The trap it creates is an entitlement to success. We focus and visualize a grandiose big picture of success, and think we will somehow just get there. It is a self-absorbed way of seeing the world.

The more difficult route is one of self-awareness. Without it, improvement is impossible.

Holiday says the solution is to think big, but act and live small.

Because we will be action and education focused, and forgo validation and status, our ambition will not be grandiose but iterative… –Ryan Holiday

A person must almost rise above themselves and look down and critically assess their strengths and weaknesses. This is the only way to identify areas of improvement and be able to accept critical feedback. That is the foundation for true humility, not a narcissistic false-modesty.

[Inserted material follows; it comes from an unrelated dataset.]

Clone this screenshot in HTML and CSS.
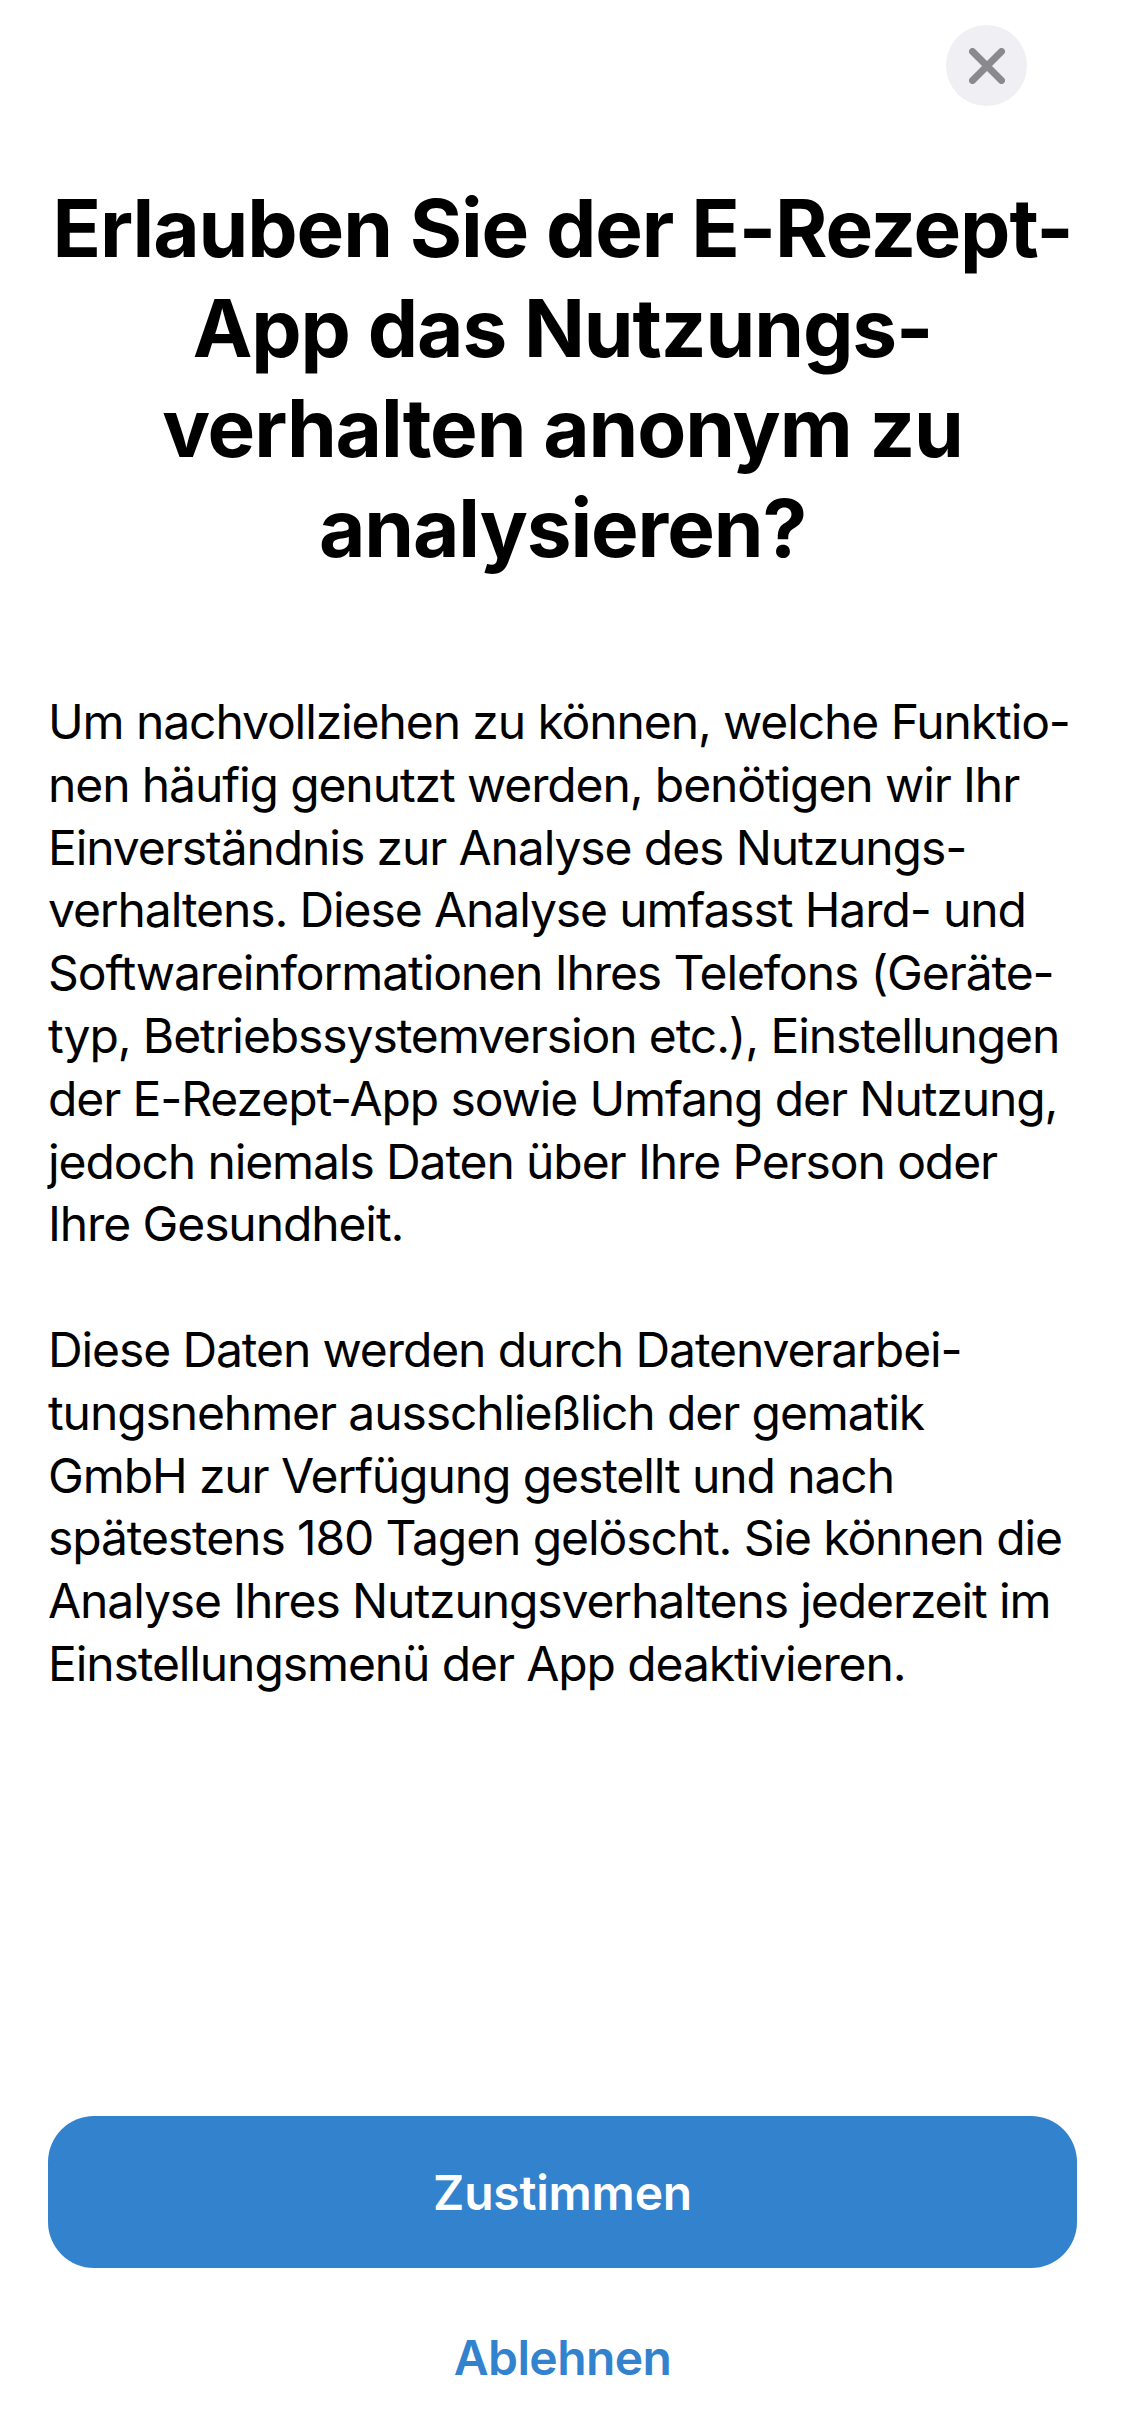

2. Without The Right Values, Success is Brief

The trap of success is self-delusion. We concoct a false reality, as Holiday outlines:

In the Mad Men era of corporate America, there was a major drinking problem, but ego has the same roots – insecurity, fear, a dislike for brutal objectivity. “Whether in middle management or top management, unbridled personal egotism blinds a man to the realities around him; more and more he comes to live in a world of his own imagination; and because he sincerely believes he can do no wrong, he becomes a menace to the men and women who have to work under his direction,”… –Ryan Holiday

Success can intoxicate someone into drinking their own Kool-Aid. The solution is to create a system that is focused on the work instead of us.

Think about cases like Enron. After a certain point, they became disconnected from reality and never recovered. Jeffrey Pfeffer, a business professor at Stanford, expounds upon this point in great detail in his book Leadership BS. He talks about how many leaders tend to look at the story of their own success with a heavy dose of revisionist history. The ego is the root of that.

A system means having a focus on the values. Kent Thiry, CEO of DaVita, gives a great way of doing this. Staff should have regular meetings about a company’s core values. There needs to be accountability built in to see how those values are being met. Many places have values plastered on a wall, but they aren’t measured.

If you focus on a systematic implementation of values, you enjoy a higher level of success without the trappings of ego.

3. Change the Definition of Success

Operating from a values perspective means being process focused instead of outcome focused. This is tough to swallow because it makes it gives the appearance of an indifference to results.

It’s quite the opposite. The only way to attain results is by being focused on the things you do each day to improve. John Maxwell calls ‘Process’ one of the foundational 21 Laws of Leadership.

Change the definition of success. “Success is peace of mind, which is a direct result of self-satisfaction in knowing you made the effort to do your best to become the best that you are capable of becoming.” –Ryan Holiday

In short, the work is enough.

Holiday sums it up beautifully, “Do your work. Do it well. Then ‘let go and let God.’ That’s all there needs to be.”